Begin Data records

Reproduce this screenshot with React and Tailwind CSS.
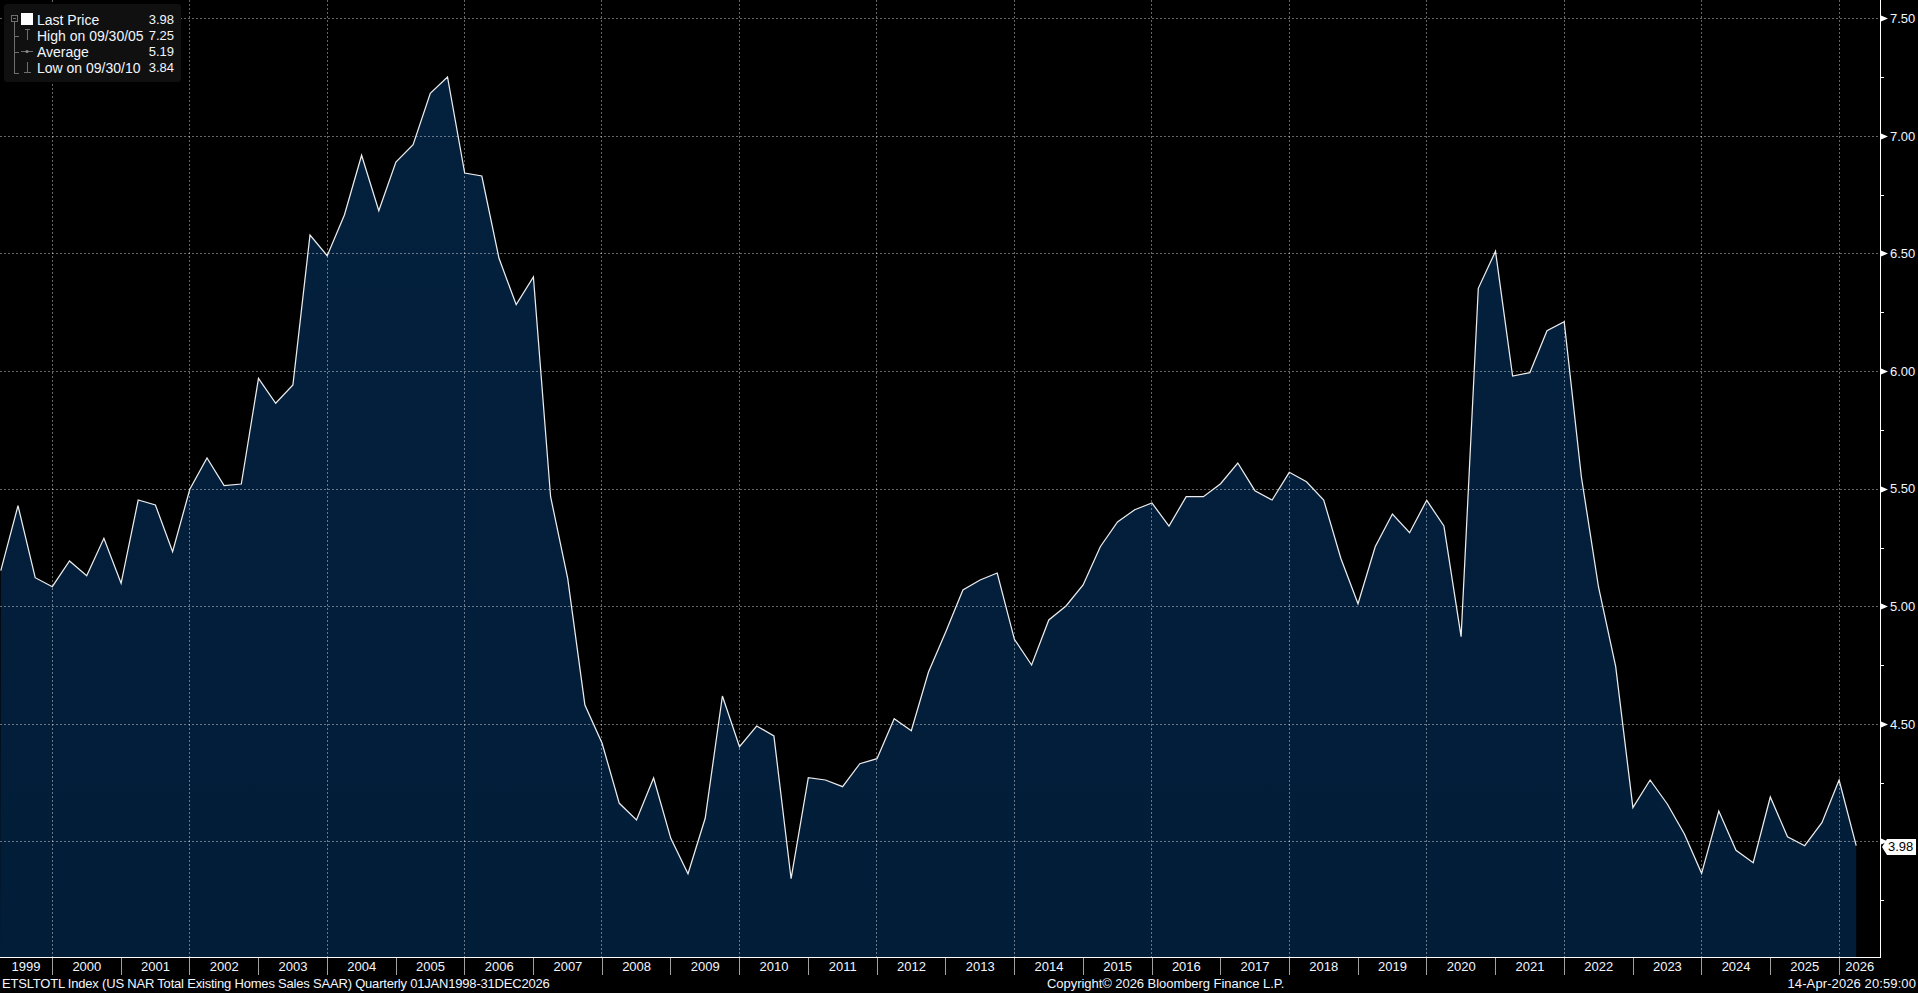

End Data records
Begin Data records

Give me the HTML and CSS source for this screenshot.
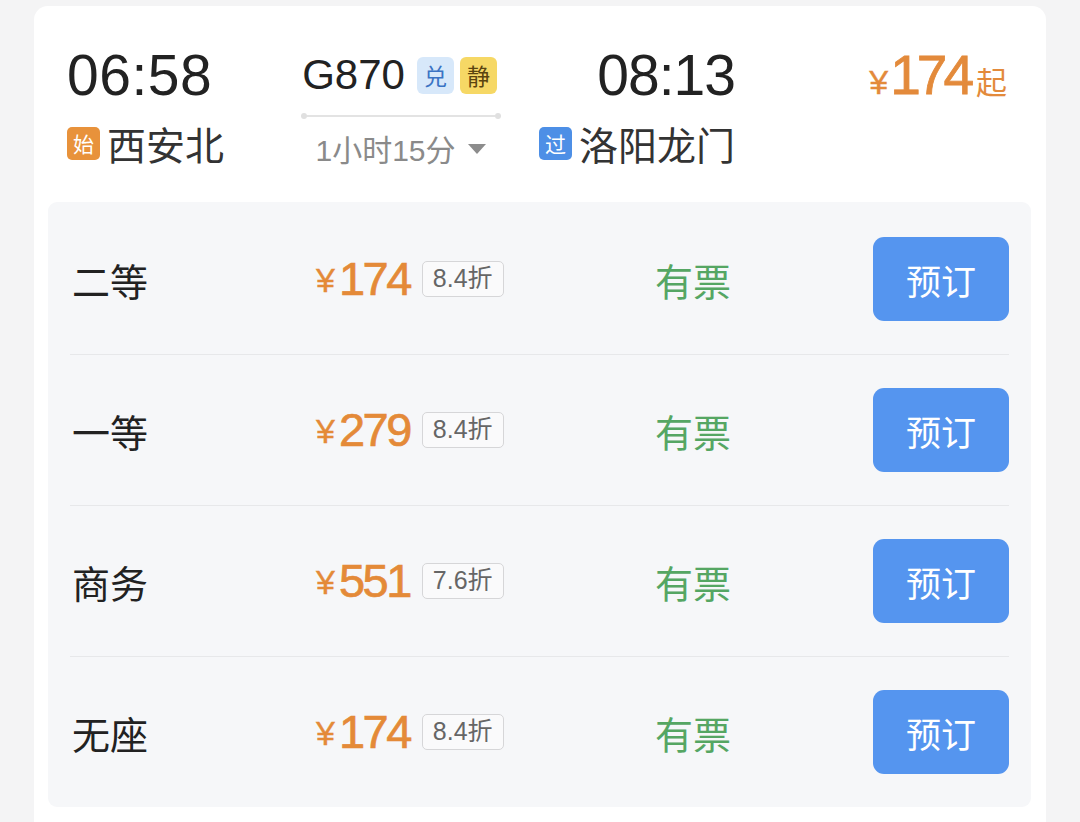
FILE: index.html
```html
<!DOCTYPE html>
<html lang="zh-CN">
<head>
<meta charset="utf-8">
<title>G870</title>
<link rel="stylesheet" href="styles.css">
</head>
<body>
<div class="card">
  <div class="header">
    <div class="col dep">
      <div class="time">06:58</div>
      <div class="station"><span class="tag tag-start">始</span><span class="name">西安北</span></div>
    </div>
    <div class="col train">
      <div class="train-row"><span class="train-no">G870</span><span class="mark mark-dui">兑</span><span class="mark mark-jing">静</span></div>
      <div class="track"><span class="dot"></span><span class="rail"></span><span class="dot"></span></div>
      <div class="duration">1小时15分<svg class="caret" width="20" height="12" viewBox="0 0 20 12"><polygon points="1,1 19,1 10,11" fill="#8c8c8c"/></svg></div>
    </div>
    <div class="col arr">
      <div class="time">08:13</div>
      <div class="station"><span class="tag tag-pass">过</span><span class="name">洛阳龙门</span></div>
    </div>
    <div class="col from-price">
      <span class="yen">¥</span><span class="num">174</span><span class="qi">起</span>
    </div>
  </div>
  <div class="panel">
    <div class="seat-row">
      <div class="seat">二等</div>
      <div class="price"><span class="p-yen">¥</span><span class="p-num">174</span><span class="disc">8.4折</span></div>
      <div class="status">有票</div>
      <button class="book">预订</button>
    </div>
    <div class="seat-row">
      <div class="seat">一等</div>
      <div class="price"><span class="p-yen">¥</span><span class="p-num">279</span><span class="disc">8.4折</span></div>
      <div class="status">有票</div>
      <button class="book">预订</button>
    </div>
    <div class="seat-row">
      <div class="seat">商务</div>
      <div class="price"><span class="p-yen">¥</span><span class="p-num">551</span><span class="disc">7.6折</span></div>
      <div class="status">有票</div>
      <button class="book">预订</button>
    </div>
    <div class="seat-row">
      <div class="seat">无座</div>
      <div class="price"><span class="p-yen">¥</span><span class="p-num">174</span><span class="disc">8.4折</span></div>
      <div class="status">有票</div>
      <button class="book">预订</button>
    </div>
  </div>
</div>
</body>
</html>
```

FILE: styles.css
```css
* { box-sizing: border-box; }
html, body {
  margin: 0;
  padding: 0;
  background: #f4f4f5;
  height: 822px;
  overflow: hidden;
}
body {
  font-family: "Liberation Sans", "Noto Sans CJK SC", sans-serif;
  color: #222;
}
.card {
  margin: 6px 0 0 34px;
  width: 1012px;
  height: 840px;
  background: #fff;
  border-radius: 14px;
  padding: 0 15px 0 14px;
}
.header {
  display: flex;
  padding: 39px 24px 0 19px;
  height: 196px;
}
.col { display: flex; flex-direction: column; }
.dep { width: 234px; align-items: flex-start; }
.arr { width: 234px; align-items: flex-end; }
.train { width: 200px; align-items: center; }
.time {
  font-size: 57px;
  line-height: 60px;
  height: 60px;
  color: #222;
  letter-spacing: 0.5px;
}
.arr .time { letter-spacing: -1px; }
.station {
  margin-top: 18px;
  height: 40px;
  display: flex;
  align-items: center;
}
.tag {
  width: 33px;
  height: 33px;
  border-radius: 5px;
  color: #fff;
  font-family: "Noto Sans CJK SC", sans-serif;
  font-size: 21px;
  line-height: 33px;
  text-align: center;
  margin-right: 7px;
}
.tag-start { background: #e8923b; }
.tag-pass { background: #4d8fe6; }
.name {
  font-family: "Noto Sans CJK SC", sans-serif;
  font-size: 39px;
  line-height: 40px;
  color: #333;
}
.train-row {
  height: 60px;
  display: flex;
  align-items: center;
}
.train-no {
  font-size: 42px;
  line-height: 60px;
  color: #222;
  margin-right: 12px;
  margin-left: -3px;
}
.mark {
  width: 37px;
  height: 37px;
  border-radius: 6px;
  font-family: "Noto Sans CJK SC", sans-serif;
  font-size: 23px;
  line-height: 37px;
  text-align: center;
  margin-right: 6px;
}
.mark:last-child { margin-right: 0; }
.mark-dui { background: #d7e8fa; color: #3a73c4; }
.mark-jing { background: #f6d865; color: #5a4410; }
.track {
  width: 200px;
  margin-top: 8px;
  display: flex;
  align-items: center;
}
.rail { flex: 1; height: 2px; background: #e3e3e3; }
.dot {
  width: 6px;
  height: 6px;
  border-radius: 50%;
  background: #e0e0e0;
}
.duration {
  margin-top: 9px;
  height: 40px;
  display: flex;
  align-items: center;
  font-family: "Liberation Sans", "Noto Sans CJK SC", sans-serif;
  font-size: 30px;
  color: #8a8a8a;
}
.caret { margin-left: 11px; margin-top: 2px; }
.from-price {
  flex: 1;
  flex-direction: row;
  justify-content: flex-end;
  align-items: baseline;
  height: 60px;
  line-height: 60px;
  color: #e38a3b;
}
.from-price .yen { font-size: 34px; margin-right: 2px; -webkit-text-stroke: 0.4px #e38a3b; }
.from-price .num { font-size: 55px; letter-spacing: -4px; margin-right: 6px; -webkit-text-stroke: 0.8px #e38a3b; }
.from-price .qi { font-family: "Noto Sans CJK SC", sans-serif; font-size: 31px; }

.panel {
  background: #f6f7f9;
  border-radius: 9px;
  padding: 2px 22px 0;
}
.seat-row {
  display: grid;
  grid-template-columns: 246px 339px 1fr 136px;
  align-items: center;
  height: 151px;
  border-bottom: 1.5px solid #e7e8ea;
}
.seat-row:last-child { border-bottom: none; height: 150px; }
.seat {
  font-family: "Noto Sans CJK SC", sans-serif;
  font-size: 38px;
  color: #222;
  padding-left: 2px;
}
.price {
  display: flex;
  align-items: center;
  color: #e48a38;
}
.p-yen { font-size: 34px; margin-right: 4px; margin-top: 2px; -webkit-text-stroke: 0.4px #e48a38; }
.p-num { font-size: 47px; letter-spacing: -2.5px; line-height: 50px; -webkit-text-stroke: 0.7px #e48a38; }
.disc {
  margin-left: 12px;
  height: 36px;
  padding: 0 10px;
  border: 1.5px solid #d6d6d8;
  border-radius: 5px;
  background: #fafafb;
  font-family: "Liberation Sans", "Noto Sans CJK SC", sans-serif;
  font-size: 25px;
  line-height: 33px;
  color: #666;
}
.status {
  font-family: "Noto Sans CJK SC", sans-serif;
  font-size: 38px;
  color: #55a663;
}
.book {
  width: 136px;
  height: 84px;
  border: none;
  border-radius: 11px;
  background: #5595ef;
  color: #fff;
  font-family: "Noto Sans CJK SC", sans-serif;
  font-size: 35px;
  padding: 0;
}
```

End Data records

- _What you should do_:
Provide only the number of lines in the entries that hold the word "screenshot".

- _The completed task_:
2